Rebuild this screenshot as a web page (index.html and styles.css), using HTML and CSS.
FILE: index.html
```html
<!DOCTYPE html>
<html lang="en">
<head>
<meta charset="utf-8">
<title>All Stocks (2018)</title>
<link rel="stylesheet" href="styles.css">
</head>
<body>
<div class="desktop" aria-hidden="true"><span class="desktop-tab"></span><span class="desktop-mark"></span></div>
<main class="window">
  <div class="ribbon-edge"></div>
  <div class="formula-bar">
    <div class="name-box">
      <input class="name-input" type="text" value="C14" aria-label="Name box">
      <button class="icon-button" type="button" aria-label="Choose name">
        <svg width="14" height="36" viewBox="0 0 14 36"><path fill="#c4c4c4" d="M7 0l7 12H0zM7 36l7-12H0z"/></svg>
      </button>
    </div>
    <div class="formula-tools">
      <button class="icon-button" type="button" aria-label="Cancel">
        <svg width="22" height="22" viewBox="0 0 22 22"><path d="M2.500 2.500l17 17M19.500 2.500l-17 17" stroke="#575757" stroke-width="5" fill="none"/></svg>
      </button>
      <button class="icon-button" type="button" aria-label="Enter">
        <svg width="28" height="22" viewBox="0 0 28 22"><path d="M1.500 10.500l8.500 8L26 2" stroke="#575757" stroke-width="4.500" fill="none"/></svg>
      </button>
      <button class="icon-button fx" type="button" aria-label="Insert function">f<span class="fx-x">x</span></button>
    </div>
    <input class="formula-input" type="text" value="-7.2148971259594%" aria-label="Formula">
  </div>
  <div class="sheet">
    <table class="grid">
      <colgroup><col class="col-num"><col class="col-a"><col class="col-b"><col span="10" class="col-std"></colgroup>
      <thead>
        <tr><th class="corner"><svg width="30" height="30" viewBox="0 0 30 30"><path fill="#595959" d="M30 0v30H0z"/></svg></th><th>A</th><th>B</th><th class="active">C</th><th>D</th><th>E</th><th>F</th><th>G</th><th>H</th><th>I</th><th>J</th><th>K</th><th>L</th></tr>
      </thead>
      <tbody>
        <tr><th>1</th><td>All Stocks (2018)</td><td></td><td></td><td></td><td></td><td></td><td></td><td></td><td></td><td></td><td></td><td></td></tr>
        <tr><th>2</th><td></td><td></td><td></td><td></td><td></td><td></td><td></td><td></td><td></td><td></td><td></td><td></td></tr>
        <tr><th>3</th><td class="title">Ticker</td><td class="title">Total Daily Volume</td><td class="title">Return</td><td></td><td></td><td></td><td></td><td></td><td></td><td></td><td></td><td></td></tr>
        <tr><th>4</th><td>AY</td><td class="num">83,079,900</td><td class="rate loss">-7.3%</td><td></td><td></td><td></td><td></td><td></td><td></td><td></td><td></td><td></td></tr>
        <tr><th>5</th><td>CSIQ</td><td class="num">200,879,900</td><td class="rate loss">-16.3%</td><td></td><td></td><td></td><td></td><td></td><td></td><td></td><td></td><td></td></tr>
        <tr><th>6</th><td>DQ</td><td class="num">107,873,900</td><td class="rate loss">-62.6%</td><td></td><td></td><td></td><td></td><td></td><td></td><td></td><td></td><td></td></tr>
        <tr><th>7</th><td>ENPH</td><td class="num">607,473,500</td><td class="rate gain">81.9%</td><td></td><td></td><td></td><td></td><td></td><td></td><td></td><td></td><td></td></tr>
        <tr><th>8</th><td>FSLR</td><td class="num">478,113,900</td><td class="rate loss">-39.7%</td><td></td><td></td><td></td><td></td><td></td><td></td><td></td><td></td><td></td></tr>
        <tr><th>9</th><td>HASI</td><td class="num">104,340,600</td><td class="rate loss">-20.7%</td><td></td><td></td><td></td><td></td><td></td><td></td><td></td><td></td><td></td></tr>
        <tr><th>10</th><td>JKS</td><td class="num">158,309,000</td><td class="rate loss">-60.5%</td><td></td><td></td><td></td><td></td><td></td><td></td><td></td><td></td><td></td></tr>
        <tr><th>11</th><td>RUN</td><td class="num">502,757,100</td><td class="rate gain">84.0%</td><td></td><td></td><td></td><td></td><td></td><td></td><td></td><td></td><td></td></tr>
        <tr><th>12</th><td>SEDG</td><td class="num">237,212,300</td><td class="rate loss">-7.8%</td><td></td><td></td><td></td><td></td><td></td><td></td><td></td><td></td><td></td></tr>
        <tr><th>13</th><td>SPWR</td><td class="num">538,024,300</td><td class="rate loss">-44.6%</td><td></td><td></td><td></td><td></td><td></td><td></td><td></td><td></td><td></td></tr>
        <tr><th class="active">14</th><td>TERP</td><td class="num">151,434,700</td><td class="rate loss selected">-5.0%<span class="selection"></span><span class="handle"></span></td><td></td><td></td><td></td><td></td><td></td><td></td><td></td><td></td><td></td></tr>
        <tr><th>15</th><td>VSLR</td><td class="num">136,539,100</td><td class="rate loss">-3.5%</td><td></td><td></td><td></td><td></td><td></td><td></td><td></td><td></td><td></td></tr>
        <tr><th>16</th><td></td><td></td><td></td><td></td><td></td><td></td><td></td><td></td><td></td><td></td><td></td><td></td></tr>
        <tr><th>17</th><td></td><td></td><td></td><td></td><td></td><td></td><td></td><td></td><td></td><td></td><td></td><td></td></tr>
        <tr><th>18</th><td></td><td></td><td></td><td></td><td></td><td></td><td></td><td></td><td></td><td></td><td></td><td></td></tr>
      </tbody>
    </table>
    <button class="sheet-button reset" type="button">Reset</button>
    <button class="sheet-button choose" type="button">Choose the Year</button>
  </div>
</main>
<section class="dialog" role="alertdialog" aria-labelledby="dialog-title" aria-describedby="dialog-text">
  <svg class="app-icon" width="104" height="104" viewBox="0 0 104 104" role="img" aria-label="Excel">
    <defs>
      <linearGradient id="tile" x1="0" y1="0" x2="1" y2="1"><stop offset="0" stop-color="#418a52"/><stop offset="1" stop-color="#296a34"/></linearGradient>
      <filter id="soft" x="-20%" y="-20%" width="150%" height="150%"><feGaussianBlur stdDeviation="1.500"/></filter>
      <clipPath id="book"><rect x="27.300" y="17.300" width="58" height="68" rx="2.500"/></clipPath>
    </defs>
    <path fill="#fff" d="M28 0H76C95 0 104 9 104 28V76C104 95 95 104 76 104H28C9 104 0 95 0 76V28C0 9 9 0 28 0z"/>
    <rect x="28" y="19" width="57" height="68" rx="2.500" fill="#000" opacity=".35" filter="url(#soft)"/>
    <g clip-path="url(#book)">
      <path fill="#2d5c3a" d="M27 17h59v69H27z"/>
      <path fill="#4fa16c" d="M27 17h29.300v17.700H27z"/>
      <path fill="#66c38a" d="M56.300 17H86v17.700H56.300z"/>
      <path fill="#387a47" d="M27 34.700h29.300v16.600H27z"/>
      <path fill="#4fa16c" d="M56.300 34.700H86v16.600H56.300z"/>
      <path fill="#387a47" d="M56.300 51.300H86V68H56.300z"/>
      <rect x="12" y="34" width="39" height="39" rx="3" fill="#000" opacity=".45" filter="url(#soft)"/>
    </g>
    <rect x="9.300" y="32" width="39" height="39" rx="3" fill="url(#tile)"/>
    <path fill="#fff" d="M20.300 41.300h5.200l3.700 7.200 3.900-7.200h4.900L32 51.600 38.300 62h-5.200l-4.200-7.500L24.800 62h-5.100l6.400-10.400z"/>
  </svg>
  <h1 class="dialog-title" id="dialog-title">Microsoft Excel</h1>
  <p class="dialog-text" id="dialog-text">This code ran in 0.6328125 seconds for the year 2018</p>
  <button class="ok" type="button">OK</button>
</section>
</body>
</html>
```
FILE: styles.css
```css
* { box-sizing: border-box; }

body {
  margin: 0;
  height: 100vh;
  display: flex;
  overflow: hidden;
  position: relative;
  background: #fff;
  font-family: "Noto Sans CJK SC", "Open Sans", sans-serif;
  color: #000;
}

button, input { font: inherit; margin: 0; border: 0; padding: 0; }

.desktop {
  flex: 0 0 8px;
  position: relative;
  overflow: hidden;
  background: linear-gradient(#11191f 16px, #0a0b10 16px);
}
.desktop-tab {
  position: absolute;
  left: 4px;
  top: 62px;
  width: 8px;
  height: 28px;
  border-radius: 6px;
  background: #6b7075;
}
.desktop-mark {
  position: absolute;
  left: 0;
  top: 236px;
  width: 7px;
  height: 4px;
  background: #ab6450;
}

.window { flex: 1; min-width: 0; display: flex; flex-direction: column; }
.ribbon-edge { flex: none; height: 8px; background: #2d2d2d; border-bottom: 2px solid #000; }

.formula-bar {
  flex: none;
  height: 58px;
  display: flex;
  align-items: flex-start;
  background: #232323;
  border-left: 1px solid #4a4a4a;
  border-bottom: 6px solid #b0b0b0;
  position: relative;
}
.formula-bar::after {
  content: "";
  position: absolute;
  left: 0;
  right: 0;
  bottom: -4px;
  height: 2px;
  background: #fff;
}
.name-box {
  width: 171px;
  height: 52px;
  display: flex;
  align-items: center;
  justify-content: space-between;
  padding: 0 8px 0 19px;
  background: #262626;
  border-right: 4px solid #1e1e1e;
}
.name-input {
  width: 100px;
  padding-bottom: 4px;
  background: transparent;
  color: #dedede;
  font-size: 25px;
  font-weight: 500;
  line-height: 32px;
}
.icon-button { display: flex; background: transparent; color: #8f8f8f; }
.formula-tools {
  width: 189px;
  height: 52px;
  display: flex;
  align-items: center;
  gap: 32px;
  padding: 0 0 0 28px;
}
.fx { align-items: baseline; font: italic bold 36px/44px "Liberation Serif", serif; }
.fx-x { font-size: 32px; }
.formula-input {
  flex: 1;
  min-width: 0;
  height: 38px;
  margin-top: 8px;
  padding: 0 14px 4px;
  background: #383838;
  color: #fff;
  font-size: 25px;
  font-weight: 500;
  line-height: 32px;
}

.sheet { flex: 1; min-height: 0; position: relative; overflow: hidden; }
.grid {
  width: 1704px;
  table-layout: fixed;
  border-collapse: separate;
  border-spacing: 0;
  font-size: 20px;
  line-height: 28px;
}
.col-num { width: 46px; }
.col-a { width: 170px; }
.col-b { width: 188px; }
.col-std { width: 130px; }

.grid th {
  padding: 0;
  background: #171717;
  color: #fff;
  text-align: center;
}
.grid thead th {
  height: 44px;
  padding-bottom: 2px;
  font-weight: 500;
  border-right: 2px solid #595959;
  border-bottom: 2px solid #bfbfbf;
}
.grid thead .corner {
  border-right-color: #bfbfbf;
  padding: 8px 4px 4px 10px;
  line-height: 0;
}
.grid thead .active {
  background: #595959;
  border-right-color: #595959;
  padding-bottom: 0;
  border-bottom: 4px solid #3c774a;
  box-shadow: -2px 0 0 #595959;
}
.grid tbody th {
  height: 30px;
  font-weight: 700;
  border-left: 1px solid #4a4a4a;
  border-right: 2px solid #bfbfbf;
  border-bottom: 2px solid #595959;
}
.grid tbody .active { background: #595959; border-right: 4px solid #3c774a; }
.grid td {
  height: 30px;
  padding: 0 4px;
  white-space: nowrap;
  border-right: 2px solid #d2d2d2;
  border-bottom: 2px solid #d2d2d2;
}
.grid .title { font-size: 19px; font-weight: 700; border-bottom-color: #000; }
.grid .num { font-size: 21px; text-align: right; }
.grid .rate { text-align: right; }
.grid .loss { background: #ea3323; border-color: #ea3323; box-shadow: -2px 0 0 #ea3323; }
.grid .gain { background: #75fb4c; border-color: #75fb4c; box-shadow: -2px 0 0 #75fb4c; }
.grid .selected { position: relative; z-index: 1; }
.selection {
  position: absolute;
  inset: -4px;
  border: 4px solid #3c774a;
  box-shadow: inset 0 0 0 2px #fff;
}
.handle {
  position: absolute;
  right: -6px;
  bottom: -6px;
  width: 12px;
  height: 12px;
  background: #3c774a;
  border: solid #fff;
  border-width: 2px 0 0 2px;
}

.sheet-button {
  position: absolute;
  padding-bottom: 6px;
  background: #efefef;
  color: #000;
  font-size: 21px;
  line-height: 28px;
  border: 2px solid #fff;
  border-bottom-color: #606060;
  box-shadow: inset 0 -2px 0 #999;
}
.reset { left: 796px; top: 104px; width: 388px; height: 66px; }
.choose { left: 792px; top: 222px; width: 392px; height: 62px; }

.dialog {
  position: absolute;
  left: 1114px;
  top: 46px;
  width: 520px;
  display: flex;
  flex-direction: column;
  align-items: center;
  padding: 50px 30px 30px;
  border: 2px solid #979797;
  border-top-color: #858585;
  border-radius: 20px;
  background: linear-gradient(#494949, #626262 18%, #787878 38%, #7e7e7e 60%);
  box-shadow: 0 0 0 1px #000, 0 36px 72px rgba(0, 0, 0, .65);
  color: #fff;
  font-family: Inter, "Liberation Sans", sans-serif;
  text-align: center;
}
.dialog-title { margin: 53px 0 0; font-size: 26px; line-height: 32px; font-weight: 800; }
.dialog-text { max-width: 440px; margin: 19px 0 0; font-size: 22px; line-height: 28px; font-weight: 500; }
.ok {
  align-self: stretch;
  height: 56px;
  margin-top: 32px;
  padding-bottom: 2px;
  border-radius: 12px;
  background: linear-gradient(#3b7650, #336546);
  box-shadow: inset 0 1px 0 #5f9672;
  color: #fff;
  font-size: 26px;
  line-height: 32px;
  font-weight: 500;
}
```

---

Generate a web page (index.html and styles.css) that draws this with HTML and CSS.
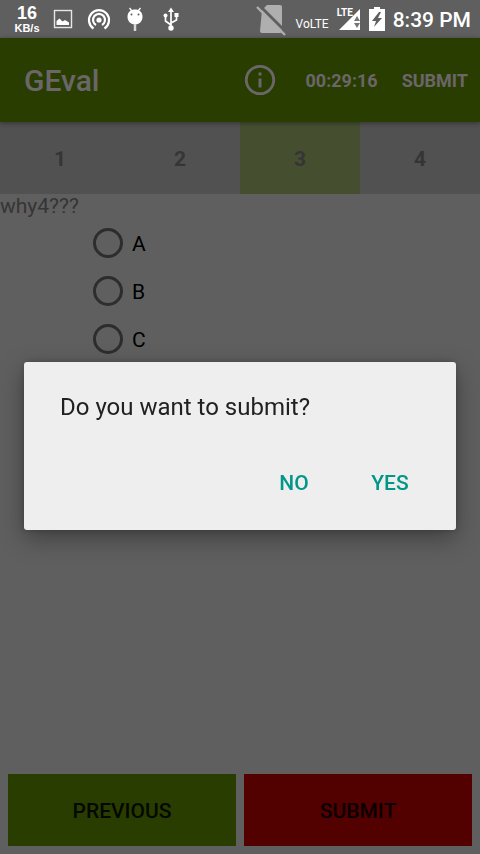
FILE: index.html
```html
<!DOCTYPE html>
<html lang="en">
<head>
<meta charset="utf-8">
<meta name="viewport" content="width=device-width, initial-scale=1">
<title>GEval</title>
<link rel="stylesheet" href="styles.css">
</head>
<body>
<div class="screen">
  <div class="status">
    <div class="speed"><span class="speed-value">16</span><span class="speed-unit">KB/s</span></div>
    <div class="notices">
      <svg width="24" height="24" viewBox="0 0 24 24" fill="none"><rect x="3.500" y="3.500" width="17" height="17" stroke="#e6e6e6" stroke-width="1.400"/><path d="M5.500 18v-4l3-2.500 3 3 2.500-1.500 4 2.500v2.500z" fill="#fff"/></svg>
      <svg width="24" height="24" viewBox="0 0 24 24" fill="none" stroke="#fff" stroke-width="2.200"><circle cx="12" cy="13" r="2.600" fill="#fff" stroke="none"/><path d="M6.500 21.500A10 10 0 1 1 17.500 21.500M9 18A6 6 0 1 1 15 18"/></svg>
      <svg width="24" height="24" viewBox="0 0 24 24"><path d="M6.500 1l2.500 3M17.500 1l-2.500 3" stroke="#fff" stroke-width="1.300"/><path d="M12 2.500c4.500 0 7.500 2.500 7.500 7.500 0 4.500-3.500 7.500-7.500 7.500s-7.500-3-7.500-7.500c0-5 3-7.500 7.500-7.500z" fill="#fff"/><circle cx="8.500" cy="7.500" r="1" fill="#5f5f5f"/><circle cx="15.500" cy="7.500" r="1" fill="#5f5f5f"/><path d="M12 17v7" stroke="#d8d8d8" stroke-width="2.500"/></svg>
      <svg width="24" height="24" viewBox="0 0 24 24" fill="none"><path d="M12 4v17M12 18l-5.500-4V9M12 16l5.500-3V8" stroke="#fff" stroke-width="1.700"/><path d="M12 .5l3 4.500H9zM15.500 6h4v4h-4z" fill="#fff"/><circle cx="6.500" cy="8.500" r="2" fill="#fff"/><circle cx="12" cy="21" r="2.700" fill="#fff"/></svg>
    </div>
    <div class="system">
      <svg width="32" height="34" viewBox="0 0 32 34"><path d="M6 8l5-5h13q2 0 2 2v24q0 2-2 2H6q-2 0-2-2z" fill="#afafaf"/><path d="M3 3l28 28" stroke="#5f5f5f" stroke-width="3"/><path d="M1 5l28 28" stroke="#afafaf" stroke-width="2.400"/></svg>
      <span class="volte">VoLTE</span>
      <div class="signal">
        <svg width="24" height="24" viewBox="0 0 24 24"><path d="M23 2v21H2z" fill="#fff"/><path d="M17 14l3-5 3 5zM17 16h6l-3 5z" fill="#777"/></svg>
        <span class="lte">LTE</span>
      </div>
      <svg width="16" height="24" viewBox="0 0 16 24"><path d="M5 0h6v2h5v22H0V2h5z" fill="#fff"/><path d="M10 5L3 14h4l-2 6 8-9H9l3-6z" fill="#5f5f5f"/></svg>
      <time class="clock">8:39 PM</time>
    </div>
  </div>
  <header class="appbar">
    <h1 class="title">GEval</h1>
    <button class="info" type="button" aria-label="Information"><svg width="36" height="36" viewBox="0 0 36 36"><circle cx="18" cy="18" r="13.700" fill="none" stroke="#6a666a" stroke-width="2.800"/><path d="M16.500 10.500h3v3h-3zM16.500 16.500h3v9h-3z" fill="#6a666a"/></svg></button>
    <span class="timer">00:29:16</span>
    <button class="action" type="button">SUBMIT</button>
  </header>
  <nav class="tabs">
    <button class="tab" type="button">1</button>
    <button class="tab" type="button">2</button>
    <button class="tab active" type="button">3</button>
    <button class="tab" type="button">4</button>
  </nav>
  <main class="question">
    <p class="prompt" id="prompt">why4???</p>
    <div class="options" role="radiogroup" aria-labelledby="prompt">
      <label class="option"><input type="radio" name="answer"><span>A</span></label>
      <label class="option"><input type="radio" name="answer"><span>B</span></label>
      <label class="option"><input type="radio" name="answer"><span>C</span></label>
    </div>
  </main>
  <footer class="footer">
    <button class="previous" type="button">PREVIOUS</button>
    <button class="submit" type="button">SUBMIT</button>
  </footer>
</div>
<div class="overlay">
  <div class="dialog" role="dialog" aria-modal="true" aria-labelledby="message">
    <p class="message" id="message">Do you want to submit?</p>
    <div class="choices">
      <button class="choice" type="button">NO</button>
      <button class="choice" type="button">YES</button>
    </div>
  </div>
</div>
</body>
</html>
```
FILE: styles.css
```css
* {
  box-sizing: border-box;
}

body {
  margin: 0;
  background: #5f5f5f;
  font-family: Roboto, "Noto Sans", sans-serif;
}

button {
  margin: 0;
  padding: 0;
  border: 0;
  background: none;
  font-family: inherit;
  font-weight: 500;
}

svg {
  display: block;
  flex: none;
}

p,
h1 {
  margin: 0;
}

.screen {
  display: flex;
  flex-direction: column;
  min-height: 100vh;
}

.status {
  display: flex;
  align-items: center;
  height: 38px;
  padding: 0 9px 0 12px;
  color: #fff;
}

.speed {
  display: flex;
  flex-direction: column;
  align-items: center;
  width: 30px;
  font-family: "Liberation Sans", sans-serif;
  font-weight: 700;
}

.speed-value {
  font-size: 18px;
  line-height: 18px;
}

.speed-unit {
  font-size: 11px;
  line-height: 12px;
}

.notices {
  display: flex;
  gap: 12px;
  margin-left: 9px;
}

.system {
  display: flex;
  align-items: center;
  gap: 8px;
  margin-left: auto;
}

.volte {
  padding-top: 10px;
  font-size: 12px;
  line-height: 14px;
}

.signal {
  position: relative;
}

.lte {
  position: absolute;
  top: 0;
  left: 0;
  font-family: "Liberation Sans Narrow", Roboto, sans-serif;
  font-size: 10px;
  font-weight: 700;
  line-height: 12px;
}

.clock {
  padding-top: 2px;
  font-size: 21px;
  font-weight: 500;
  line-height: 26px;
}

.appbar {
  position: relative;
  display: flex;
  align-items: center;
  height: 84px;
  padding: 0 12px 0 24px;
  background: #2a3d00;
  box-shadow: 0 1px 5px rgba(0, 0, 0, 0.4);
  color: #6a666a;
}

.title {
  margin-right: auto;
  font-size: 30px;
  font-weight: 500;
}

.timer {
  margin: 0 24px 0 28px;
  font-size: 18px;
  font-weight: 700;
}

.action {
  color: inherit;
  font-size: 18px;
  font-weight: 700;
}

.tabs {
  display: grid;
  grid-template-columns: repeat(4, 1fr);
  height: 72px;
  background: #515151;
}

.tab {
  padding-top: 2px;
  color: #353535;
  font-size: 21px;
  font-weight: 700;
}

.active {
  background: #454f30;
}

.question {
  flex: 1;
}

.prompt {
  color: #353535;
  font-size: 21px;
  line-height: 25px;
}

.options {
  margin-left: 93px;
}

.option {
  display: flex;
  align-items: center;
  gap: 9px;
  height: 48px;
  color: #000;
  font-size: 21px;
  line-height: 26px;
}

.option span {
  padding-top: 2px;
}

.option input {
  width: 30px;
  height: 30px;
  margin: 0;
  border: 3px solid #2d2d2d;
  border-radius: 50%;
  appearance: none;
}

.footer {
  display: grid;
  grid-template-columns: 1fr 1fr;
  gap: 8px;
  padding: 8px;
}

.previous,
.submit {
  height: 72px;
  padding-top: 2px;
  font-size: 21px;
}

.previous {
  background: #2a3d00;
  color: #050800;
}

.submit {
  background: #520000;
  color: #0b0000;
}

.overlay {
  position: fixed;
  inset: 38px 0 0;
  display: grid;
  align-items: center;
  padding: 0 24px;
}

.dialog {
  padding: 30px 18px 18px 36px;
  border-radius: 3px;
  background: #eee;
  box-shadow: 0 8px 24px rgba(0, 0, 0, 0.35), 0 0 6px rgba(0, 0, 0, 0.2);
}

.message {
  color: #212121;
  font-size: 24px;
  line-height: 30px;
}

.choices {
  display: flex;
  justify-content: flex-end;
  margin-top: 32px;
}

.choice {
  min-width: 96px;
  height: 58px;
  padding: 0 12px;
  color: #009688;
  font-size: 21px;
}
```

:: TASK DIRECTIONS ::
Using the records above, copy every line that has the word "index" in it.

:: RESULT OF THIS TASK ::
Rebuild this screenshot as a web page (index.html and styles.css), using HTML and CSS.
FILE: index.html
.grid .selected { position: relative; z-index: 1; }
Generate a web page (index.html and styles.css) that draws this with HTML and CSS.
FILE: index.html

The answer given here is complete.